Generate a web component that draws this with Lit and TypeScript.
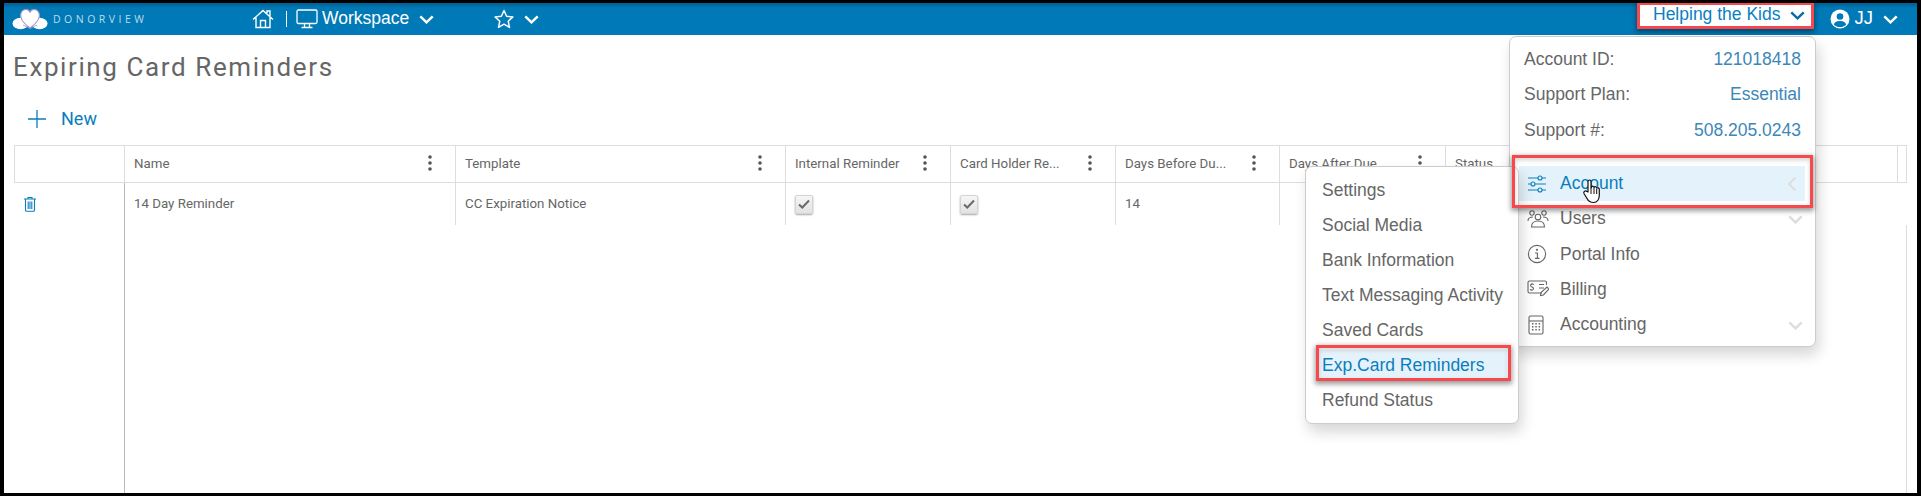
import { LitElement, html, css, svg } from "lit";
import { customElement } from "lit/decorators.js";

const chevDown = (cls = "chev") => html`<svg class=${cls} viewBox="0 0 15 9" width="15" height="9"><path d="M1.300 1.300 7.500 7.300 13.700 1.300" fill="none" stroke="currentColor" stroke-width="2.500"/></svg>`;
const dots = html`<svg class="dots" viewBox="0 0 4 18" width="4" height="18"><circle cx="2" cy="3" r="1.800"/><circle cx="2" cy="9" r="1.800"/><circle cx="2" cy="15" r="1.800"/></svg>`;
const check = html`<span class="cb"><svg viewBox="0 0 14 14" width="14" height="14"><path d="M2 7.500 5.300 10.500 12 3.500" fill="none" stroke="#6a6a6a" stroke-width="2"/></svg></span>`;

const icons: Record<string, unknown> = {
  sliders: svg`<g fill="none" stroke="currentColor" stroke-width="1.100"><path d="M1 4h10M15 4h4M1 10h3M8 10h11M1 16h10M15 16h4"/><circle cx="13" cy="4" r="2"/><circle cx="6" cy="10" r="2"/><circle cx="13" cy="16" r="2"/></g>`,
  users: svg`<g fill="none" stroke="currentColor" stroke-width="1.100"><circle cx="5" cy="4" r="2.200"/><circle cx="17" cy="4" r="2.200"/><circle cx="11" cy="8" r="2.800"/><path d="M1 12c0-3 2-4 5-4M21 12c0-3-2-4-5-4M4.500 18c0-4 2.500-6 6.500-6s6.500 2 6.500 6z"/></g>`,
  info: svg`<g fill="none" stroke="currentColor" stroke-width="1.100"><circle cx="10" cy="10" r="8.600"/><path d="M8 9h2.400v5M8 14.400h4.500" /></g><circle cx="10" cy="5.800" r="1.100" fill="currentColor"/>`,
  billing: svg`<g fill="none" stroke="currentColor" stroke-width="1.100"><path d="M15 14H2.500Q1 14 1 12.500V3.500Q1 2 2.500 2H18Q19.500 2 19.500 3.500V6"/><path d="M12 9h5M12 5.500h5M5 12v-1M5 5V4M7 5.500Q5 4.500 3.800 5.500 3 7 5 8 7 9 6.300 10.300 5 11.500 3 10.500"/><path d="M13.500 16.500 14 13.500 20 8l2 2-5.600 6z"/></g>`,
  calc: svg`<g fill="none" stroke="currentColor" stroke-width="1.100"><rect x="2" y="1" width="14" height="18" rx="1.500"/><path d="M2 6h14"/></g><g fill="currentColor"><rect x="5" y="8" width="1.500" height="1.500"/><rect x="8.300" y="8" width="1.500" height="1.500"/><rect x="11.600" y="8" width="1.500" height="1.500"/><rect x="5" y="11" width="1.500" height="1.500"/><rect x="8.300" y="11" width="1.500" height="1.500"/><rect x="11.600" y="11" width="1.500" height="1.500"/><rect x="5" y="14" width="1.500" height="1.500"/><rect x="8.300" y="14" width="1.500" height="1.500"/><rect x="11.600" y="14" width="1.500" height="1.500"/></g>`,
};
const icon = (name: string) => html`<svg class="mi" viewBox="0 0 22 20" width="22" height="20">${icons[name]}</svg>`;

const COLS = [
  { t: "", w: 111 },
  { t: "Name", w: 331, d: true },
  { t: "Template", w: 330, d: true },
  { t: "Internal Reminder", w: 165, d: true },
  { t: "Card Holder Re...", w: 165, d: true },
  { t: "Days Before Du...", w: 164, d: true },
  { t: "Days After Due", w: 166, d: true },
  { t: "Status", w: 452 },
  { t: "", w: 8 },
];

@customElement("app-root")
export class AppRoot extends LitElement {
  static styles = css`
    :host { display: block; width: 1921px; height: 496px; box-sizing: border-box; background: #000; padding: 3px 4px 3px 4px; font-family: "Liberation Sans", Arial, sans-serif; overflow: hidden; }
    .page { position: relative; height: 490px; background: #fff; overflow: hidden; display: flex; flex-direction: column; }
    .bar { height: 32px; flex: none; background: linear-gradient(#005d8e 0, #0079b6 5px, #007ab8 100%); color: #fff; display: flex; align-items: center; font-size: 17.500px; }
    .logo { margin-left: 8px; display: block; }
    .brand { margin-left: 5px; font-size: 10.500px; letter-spacing: 3.500px; color: #bcdcec; font-family: "Open Sans", sans-serif; width: 100px; white-space: nowrap; }
    .home { margin-left: 99px; display: block; }
    .sep { margin-left: 12px; width: 1px; height: 16px; background: #fff; }
    .mon { margin-left: 9px; display: block; }
    .ws { margin-left: 4px; position: relative; top: -1px; }
    .chev { display: block; color: #fff; }
    .c1 { margin-left: 10px; }
    .star { margin-left: 60px; display: block; }
    .c2 { margin-left: 10px; }
    .spacer { flex: 1; }
    .hk { color: #0a80c2; position: relative; top: -1px; }
    .user { margin-left: 12px; display: block; margin-right: -3px; position: relative; left: -5px; }
    .jj { margin-left: 3px; font-size: 18.500px; position: relative; top: -1px; }
    .c3 { margin-left: 10px; margin-right: 19px; }
    .main { flex: 1; display: flex; flex-direction: column; padding-left: 9px; padding-right: 10px; min-height: 0; }
    h1 { margin: 17px 0 0 0; font: 400 26px/30px Roboto, sans-serif; letter-spacing: 1.600px; color: #666; }
    .new { margin: 25px 0 0 15px; display: flex; align-items: center; height: 24px; color: #0a7ebd; font: 400 18px/24px Roboto, sans-serif; }
    .new svg { display: block; margin-right: 15px; }
    .table { margin: 14px 0 0 1px; flex: 1; display: flex; flex-direction: column; font: 400 13.300px/16px Roboto, sans-serif; color: #666; min-height: 0; }
    .head { display: flex; height: 36px; border-top: 1px solid #ddd; border-bottom: 1px solid #ddd; flex: none; border-left: 1px solid #ddd; border-right: 1px solid #ddd; }
    .row { display: flex; height: 42px; flex: none; }
    .fill { flex: 1; display: flex; }
    .cell { box-sizing: border-box; display: flex; align-items: center; padding: 0 9px 0 9px; border-right: 1px solid #ddd; flex: none; justify-content: space-between; white-space: nowrap; }
    .head .cell:last-child { border-right: 0; }
    .row .cell:first-child { border-right: 1px solid #bbb; }
    .dots { fill: #555; display: block; margin-right: 14px; margin-top: -3px; }
    .trash { display: block; margin-left: 0; }
    .cb { width: 18px; height: 19px; box-sizing: border-box; border: 1px solid #d4d4d4; border-radius: 2px; background: linear-gradient(#f6f6f6, #e2e2e2); box-shadow: 0 1px 2px rgba(0,0,0,.35); display: flex; align-items: center; justify-content: center; }
    .first { width: 111px; box-sizing: border-box; flex: none; }
    .rightline { width: 1px; background: #ddd; margin-left: auto; }
    .vline { border-right: 1px solid #bbb; }

    .menu { position: absolute; background: #fff; border: 1px solid #ccc; border-radius: 7px; box-sizing: border-box; box-shadow: 3px 8px 14px rgba(0,0,0,.16); font-size: 17.500px; color: #666; display: flex; flex-direction: column; }
    .acct { left: 1505px; top: 33px; width: 307px; height: 311px; padding-top: 5px; }
    .kv { display: flex; justify-content: space-between; height: 35.300px; align-items: center; padding: 0 14px 0 14px; flex: none; }
    .kv b { font-weight: 400; color: #3d87b7; }
    .mrow { display: flex; align-items: center; height: 35.300px; flex: none; padding-left: 17px; position: relative; }
    .mrow .mi { margin-right: 11px; flex: none; color: #666; display: block; }
    .mrow.on { background: #e4f3fb; color: #0a7ebd; margin: 18px 10px 0 9px; padding-left: 8px; }
    .mrow.on .mi { color: #0a7ebd; }
    .rc { position: absolute; right: 12px; color: #ddd; display: block; }
    .on .rc { right: 8px; }
    .sub { left: 1301px; top: 163px; width: 214px; height: 258px; padding-top: 6px; }
    .sub .s { height: 35px; flex: none; display: flex; align-items: center; padding-left: 16px; }
    .sub .s.on { background: #e4f3fb; color: #0a7ebd; margin: 2px 11px 3px 12px; height: 30px; padding-left: 4px; }

    .red { position: absolute; border: 3px solid #f6484d; box-sizing: border-box; box-shadow: 0 2px 5px 1px rgba(0,0,0,.4), inset 0 2px 4px rgba(0,0,0,.18); pointer-events: none; }
    .r1 { left: 1633px; top: 0; width: 177px; height: 26px; border-top-width: 2px; background: #fff; display: flex; align-items: center; font-size: 17.500px; box-shadow: 0 2px 5px 1px rgba(0,0,0,.4); }
    .r1 .hk { margin-left: 13px; }
    .r1 .chev { color: #0a6ea8; margin-left: 10px; }
    .r2 { left: 1508px; top: 152px; width: 301px; height: 53px; }
    .r3 { left: 1312px; top: 342px; width: 195px; height: 36px; }
    .hand { position: absolute; left: 1578px; top: 175px; display: block; }
  `;

  render() {
    return html`<div class="page">
      <div class="bar">
        <svg class="logo" viewBox="0 0 36 22" width="36" height="22">
          <ellipse cx="8.500" cy="15.500" rx="8" ry="5.800" fill="#fff"/><ellipse cx="27.500" cy="15.500" rx="8" ry="5.800" fill="#fff"/>
          <path d="M18 20C11 15 7 10 9 5 11 .500 17 .500 18 4.500 19 .500 25 .500 27 5 29 10 25 15 18 20Z" fill="#fff" stroke="#a995c8" stroke-width="1.100"/>
          <path d="M11 17 18 20.500 25 17" fill="none" stroke="#a995c8" stroke-width=".800"/>
        </svg>
        <span class="brand">DONORVIEW</span>
        <svg class="home" viewBox="0 0 22 20" width="22" height="20"><path d="M1 10.500 11 1.500 21 10.500M4 8.500V18.500H18V8.500M8.500 18.500V11.500H13.500V18.500M15 4V2H18V7" fill="none" stroke="#fff" stroke-width="1.400"/></svg>
        <span class="sep"></span>
        <svg class="mon" viewBox="0 0 22 20" width="22" height="20"><path d="M2.500 1H19.500Q21 1 21 2.500V13Q21 14.500 19.500 14.500H2.500Q1 14.500 1 13V2.500Q1 1 2.500 1ZM8.500 14.500V18M13.500 14.500V18M5.500 18.500H16.500" fill="none" stroke="#fff" stroke-width="1.300"/></svg>
        <span class="ws">Workspace</span>
        <span class="c1">${chevDown()}</span>
        <svg class="star" viewBox="0 0 20 20" width="20" height="20"><path d="M10 1.500 12.600 7.300 18.900 8 14.200 12.200 15.500 18.400 10 15.200 4.500 18.400 5.800 12.200 1.100 8 7.400 7.300Z" fill="none" stroke="#fff" stroke-width="1.500" stroke-linejoin="round"/></svg>
        <span class="c2">${chevDown()}</span>
        <span class="spacer"></span>
        <svg class="user" viewBox="0 0 20 20" width="20" height="20"><circle cx="10" cy="10" r="9.500" fill="#fff"/><circle cx="10" cy="7.500" r="3.300" fill="#007ab8"/><path d="M3.800 15.500C5 12.500 7.500 12 10 12s5 .5 6.200 3.500C14.500 17.500 12 18 10 18s-4.500-.5-6.200-2.500Z" fill="#007ab8"/></svg>
        <span class="jj">JJ</span>
        <span class="c3">${chevDown()}</span>
      </div>
      <div class="main">
        <h1>Expiring Card Reminders</h1>
        <div class="new"><svg viewBox="0 0 18 18" width="18" height="18"><path d="M9 0V18M0 9H18" stroke="#0a7ebd" stroke-width="1.300"/></svg>New</div>
        <div class="table">
          <div class="head">
            ${COLS.map((c, i) => html`<div class="cell" style="width:${i === 0 ? c.w - 1 : c.w}px"><span>${c.t}</span>${c.d ? dots : ""}</div>`)}
          </div>
          <div class="row">
            <div class="cell first"><svg class="trash" viewBox="0 0 14 16" width="14" height="16"><path d="M1 3H13M5 3V1.500H9V3M2.500 3V14Q2.500 15.300 3.800 15.300H10.200Q11.500 15.300 11.500 14V3M5.200 5.500V13M7 5.500V13M8.800 5.500V13" fill="none" stroke="#0a7ebd" stroke-width="1.100"/></svg></div>
            <div class="cell" style="width:331px">14 Day Reminder</div>
            <div class="cell" style="width:330px">CC Expiration Notice</div>
            <div class="cell" style="width:165px">${check}</div>
            <div class="cell" style="width:165px">${check}</div>
            <div class="cell" style="width:164px">14</div>
          </div>
          <div class="fill"><div class="first vline"></div><div class="rightline"></div></div>
        </div>
      </div>

      <div class="menu acct">
        <div class="kv"><span>Account ID:</span><b>121018418</b></div>
        <div class="kv"><span>Support Plan:</span><b>Essential</b></div>
        <div class="kv"><span>Support #:</span><b>508.205.0243</b></div>
        <div class="mrow on">${icon("sliders")}Account<svg class="rc" viewBox="0 0 10 16" width="10" height="16"><path d="M8.500 1.500 2 8 8.500 14.500" fill="none" stroke="currentColor" stroke-width="2"/></svg></div>
        <div class="mrow">${icon("users")}Users<span class="rc">${chevDown("rc2")}</span></div>
        <div class="mrow">${icon("info")}Portal Info</div>
        <div class="mrow">${icon("billing")}Billing</div>
        <div class="mrow">${icon("calc")}Accounting<span class="rc">${chevDown("rc2")}</span></div>
      </div>

      <div class="menu sub">
        <div class="s">Settings</div>
        <div class="s">Social Media</div>
        <div class="s">Bank Information</div>
        <div class="s">Text Messaging Activity</div>
        <div class="s">Saved Cards</div>
        <div class="s on">Exp.Card Reminders</div>
        <div class="s">Refund Status</div>
      </div>

      <div class="red r1"><span class="hk">Helping the Kids</span>${chevDown()}</div>
      <div class="red r2"></div>
      <div class="red r3"></div>
      <svg class="hand" viewBox="0 0 20 26" width="20" height="26"><path d="M6 14V3.500C6 1.500 9 1.500 9 3.500V10.500L9.500 9C10 7.800 12 8 12 9.500 12.500 8.300 14.500 8.500 14.700 10.200 15.500 9.400 17.300 9.800 17.300 11.500V17C17.300 21 15.500 24.500 11.500 24.500 8 24.500 6.500 23.500 5 20.500L2 15.500C1 13.500 3.500 12 5 13.500Z" fill="#fff" stroke="#111" stroke-width="1.200" stroke-linejoin="round"/><path d="M9 11V16M12 10V16M14.700 11V16" stroke="#111" stroke-width="1"/></svg>
    </div>`;
  }
}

◆ Work required ◆
Your task is to restate word for word the lines from the top of the data to the line containing "7.500 5.300 10.500", both ends included, with every picture left out.

◆ Output for this task ◆
Generate a web component that draws this with Lit and TypeScript.
import { LitElement, html, css, svg } from "lit";
import { customElement } from "lit/decorators.js";

const chevDown = (cls = "chev") => html`<svg class=${cls} viewBox="0 0 15 9" width="15" height="9"><path d="M1.300 1.300 7.500 7.300 13.700 1.300" fill="none" stroke="currentColor" stroke-width="2.500"/></svg>`;
const dots = html`<svg class="dots" viewBox="0 0 4 18" width="4" height="18"><circle cx="2" cy="3" r="1.800"/><circle cx="2" cy="9" r="1.800"/><circle cx="2" cy="15" r="1.800"/></svg>`;
const check = html`<span class="cb"><svg viewBox="0 0 14 14" width="14" height="14"><path d="M2 7.500 5.300 10.500 12 3.500" fill="none" stroke="#6a6a6a" stroke-width="2"/></svg></span>`;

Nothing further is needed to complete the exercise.